Māori are also investing in their future with investments and plans across a number of sectors like agriculture, horticulture, honey, forestry, digital, fishing, aquaculture and tourism. They hold the key to addressing our tourism high seasonality and dispersal issues through increased Maori cultural tourism products. Much more can be achieved in partnership.
We need a multi-model approach to connecting Northland; by rail, road, air and sea and yes, let's continue the four-lane highway so we can upgrade that 65km/hr "state highway" between Northland and Auckland.
Rail can reduce the heavy freight dependence on SH1 but all other vehicular traffic, electric, hydrogen or otherwise, has only one route – the road. The interdependence between Auckland and Northland for tourists, locals, commuting, freight and logistics will only increase.
How did we get here?
Central government called for a study but the region had been studied to death.
We met in the middle – a study would happen, but we wanted an action plan afterwards, and we wanted Wellington to stick around to help us implement that plan.
The Tai Tokerau Northland Economic Action Plan is our road map, tailored to the region's needs and strengths. We have achieved so much under that plan already and it will continue to influence what gets done.
Back then, MBIE's Regional Growth Programme had an overall budget of just $11 million.
In spite of that challenging funding environment, we leveraged well and got significant projects rolling.
Fast forward to the $1 billion per annum Provincial Growth Fund (PGF), of which Northland (one of six surge regions) has received over $100m to date - with more to come and you can feel the progress.
The PGF has allowed many of the Action Plan projects to be funded and has provided a catalyst to back-fill and improve the infrastructure deficit.
There has been a noticeable shift in the Action Plan too, with projects moving from feasibility studies and business cases, to planning and implementation. That's a sign of progress. Now we must deliver.

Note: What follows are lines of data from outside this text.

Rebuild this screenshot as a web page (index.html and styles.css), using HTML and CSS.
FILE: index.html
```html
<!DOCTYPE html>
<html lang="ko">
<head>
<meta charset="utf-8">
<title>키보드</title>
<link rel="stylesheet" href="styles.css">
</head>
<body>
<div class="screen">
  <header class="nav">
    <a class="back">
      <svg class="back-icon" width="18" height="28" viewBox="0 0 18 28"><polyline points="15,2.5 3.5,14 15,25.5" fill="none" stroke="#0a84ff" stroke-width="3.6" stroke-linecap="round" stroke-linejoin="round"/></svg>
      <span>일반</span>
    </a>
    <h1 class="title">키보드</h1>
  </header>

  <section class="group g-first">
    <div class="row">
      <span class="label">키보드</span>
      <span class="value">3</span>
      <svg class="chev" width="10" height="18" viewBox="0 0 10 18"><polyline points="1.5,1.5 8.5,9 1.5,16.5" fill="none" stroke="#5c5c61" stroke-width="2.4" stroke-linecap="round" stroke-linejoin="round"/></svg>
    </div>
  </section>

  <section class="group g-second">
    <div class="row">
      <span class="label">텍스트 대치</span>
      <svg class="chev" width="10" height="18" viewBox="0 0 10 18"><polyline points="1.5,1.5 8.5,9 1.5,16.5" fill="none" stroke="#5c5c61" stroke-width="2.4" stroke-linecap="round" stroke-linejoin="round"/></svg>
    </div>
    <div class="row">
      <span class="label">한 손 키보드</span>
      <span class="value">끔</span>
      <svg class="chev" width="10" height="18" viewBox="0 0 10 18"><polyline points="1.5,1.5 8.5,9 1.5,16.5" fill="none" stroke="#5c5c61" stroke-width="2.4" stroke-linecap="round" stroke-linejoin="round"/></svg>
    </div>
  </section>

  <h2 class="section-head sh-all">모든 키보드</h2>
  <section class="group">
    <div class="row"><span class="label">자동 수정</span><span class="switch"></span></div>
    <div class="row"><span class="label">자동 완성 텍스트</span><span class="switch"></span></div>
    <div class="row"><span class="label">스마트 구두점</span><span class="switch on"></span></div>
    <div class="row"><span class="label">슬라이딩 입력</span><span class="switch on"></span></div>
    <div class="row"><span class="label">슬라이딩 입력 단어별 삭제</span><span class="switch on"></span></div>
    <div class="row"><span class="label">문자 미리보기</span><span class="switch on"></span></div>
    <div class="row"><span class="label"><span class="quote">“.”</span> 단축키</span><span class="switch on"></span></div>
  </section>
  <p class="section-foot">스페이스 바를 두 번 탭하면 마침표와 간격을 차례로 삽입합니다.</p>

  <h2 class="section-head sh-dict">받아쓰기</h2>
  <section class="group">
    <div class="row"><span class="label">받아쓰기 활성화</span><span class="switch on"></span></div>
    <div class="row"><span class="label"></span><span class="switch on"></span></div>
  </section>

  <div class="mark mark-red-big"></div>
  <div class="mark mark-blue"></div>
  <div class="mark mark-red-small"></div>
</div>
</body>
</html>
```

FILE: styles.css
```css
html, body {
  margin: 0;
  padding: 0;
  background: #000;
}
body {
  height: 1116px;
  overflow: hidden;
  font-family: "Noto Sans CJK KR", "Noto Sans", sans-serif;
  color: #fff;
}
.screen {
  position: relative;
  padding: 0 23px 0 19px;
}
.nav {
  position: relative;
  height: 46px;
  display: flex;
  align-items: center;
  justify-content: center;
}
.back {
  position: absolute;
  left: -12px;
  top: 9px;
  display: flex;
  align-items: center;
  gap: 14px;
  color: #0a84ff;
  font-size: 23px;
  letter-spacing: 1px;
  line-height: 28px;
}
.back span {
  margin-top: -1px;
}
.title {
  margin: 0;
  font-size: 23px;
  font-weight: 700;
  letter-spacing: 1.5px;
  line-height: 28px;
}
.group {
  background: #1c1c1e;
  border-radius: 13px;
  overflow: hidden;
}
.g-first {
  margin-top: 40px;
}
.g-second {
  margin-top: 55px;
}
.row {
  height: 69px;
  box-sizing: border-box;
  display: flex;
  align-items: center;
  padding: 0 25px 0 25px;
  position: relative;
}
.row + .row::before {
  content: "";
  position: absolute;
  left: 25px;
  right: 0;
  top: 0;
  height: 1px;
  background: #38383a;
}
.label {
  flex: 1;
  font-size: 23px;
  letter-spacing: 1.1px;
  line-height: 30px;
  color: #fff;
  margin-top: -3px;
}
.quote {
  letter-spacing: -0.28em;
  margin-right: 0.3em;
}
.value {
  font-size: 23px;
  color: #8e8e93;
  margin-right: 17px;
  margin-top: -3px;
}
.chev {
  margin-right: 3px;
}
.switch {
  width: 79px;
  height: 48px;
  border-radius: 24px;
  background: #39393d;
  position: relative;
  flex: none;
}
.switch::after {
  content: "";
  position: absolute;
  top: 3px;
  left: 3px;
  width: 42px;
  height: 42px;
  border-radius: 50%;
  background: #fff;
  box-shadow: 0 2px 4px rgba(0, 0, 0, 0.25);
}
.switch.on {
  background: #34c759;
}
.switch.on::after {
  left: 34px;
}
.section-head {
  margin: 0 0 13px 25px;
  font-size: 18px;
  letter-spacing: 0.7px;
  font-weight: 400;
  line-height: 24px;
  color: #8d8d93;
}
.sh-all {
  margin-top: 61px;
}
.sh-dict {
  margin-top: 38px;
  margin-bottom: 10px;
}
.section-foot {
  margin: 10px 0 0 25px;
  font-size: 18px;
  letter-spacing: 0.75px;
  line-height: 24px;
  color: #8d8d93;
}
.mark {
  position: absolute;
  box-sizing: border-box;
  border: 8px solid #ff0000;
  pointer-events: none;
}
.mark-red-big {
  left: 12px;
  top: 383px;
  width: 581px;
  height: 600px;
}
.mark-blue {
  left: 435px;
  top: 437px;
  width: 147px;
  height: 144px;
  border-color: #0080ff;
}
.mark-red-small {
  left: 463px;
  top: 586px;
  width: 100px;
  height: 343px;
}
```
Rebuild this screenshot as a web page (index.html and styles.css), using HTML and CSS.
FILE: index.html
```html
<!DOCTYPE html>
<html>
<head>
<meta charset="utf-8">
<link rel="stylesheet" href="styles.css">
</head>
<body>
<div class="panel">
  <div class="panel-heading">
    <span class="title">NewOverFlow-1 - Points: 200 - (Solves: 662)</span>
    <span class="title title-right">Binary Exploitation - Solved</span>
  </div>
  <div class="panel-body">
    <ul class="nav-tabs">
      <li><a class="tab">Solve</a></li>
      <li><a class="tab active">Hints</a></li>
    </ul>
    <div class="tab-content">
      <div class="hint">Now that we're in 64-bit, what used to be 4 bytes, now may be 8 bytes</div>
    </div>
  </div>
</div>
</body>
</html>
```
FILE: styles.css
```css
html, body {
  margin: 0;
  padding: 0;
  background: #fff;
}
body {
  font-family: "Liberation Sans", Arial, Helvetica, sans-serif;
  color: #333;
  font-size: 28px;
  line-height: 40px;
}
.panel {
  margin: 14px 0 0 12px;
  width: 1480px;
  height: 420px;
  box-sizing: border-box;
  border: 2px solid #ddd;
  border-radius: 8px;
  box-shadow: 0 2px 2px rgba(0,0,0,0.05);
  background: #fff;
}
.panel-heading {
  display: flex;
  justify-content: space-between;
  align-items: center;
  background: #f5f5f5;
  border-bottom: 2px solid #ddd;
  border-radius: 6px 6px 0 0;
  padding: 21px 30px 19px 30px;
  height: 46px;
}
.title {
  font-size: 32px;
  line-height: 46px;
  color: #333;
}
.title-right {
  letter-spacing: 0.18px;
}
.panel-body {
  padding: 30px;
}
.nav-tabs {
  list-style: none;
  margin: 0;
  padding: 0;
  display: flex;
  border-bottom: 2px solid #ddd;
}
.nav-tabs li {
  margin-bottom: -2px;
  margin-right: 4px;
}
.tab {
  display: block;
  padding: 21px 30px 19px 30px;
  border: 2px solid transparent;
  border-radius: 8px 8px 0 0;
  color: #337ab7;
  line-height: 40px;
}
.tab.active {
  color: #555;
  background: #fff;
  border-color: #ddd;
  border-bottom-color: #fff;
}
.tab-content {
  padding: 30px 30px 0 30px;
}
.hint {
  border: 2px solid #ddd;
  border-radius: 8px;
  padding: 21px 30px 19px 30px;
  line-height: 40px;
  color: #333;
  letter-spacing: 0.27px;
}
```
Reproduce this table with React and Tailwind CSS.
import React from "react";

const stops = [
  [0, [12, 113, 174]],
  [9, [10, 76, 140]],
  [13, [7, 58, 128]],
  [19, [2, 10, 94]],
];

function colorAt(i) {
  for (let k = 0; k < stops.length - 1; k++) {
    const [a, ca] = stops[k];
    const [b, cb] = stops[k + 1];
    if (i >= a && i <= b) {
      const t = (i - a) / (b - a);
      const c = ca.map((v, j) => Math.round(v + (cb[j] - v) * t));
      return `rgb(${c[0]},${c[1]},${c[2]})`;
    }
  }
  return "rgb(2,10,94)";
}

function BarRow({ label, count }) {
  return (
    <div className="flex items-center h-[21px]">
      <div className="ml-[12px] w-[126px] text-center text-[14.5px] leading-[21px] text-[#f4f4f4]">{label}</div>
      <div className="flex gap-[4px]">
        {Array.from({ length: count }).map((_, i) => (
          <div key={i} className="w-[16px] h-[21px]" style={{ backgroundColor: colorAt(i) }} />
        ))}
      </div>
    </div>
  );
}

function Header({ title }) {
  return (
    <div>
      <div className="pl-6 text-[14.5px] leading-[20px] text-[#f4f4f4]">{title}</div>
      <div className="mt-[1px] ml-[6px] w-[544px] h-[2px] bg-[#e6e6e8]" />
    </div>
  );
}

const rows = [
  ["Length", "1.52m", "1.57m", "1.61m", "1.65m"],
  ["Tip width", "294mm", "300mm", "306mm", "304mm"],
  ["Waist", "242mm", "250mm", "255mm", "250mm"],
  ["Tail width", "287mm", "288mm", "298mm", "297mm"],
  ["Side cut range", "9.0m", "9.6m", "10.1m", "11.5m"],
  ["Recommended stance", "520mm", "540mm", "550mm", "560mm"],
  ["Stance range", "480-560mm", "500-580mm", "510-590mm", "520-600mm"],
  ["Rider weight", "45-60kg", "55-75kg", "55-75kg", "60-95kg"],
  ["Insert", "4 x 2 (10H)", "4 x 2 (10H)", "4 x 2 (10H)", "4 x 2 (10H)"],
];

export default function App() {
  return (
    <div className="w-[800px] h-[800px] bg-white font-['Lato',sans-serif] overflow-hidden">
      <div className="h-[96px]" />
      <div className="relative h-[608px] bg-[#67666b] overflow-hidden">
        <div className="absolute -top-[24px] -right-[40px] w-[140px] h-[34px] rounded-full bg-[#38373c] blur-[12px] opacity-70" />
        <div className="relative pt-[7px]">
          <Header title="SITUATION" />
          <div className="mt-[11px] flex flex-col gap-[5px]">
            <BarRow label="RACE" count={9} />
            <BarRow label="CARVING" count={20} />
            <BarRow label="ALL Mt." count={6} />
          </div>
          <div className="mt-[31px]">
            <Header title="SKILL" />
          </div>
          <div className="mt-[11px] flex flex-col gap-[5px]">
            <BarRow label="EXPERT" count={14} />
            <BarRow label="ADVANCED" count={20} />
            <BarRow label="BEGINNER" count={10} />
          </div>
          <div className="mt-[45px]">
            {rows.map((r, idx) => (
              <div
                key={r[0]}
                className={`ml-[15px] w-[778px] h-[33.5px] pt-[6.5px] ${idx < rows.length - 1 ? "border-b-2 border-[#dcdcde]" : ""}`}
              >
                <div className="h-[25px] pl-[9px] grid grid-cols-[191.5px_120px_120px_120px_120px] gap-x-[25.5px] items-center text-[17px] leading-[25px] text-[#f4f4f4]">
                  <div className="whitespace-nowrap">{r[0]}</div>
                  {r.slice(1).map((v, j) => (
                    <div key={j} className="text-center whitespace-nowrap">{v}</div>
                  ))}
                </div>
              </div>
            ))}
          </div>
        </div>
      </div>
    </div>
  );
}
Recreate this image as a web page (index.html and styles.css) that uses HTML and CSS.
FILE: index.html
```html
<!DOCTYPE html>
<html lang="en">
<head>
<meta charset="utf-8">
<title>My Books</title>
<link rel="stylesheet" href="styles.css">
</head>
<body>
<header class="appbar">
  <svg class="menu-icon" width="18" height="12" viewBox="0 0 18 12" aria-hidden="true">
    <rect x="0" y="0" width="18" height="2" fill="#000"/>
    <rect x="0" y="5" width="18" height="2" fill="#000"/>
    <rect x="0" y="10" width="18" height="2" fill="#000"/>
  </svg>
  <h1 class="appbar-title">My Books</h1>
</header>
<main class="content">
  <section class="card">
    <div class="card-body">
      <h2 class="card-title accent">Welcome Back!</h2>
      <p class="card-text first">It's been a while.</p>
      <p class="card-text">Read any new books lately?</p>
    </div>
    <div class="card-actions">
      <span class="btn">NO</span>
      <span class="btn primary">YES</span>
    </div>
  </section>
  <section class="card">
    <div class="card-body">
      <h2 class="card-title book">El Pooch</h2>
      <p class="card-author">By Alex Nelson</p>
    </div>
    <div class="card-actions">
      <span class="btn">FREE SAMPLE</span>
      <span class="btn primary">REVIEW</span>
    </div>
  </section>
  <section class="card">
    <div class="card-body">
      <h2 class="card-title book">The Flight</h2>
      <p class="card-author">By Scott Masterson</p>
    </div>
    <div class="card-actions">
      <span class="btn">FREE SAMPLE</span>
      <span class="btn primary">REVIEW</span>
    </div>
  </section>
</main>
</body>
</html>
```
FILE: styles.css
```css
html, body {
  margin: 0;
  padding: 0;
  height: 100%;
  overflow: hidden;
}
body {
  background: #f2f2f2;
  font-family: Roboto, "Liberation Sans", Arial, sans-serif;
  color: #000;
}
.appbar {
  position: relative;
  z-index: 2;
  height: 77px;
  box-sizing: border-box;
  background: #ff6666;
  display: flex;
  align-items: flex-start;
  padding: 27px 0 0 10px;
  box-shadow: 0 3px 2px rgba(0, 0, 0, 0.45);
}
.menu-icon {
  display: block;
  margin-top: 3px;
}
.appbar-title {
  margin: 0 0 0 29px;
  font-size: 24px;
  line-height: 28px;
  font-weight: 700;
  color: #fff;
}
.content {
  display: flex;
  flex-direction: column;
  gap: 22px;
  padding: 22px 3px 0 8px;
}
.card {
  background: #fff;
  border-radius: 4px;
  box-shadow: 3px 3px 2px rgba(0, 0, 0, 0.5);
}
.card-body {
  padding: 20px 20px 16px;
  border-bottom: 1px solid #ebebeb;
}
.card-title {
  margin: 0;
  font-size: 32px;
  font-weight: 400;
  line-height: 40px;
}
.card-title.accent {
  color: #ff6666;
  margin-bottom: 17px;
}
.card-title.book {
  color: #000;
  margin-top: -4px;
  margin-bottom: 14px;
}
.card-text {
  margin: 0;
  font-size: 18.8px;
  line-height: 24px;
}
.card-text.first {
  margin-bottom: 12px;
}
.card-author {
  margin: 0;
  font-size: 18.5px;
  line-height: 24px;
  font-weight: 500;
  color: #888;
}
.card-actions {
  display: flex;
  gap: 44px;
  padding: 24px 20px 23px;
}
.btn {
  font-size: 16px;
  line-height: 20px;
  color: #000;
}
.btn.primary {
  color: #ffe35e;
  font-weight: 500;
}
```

Economic development is a long game and you can't create jobs from fresh air. Projects and programmes must be sustainable and evidence-based.
Some of these are legacy projects – things that will improve the structure of the Northland economy.
We make no apology for starting with an action plan, there was too much inertia. Too many regional strategies are well written and inactive.
The previous Government's regional growth study, the development of an Action Plan and this Government's PGF have catalysed and crystallised projects that were good ideas but lacked funding to get going.
It is time to revisit strategy. Time to reset and rethink about a long-term strategy for Northland's economy – the "why" and "how" for Northland's future. The Action Plan is the "what" and "when".
Sometimes action drives strategy. We learn from doing.
But after the injection of cash that the PGF will bring into a series of strategic projects we need to be thinking about how we leverage those projects in the medium to long-term for the benefit of generations to come.
We must look forward and create a strategy that looks at climate change, sustainability, inclusiveness and diversity – issues confronting us all.
Smart economic development will align profit with progress in these areas. The private sector, innovation and technology have a lot to offer.
Alongside this we need to focus more on place-based approaches for less-advantaged communities.
A place-based approach brings together agencies, funding and resources to develop a co-ordinated, systematic approach to lift a community. Solutions tailored and driven by the community with higher tiers of Government, Maori and the private sector supporting those efforts.
* Dr David Wilson was CEO of Northland Inc from September 2013 until March 31. He remains a member of the Provincial Growth Fund Independent Advisory Panel and will remain working for a time with Northland Inc in a consultancy capacity on major projects.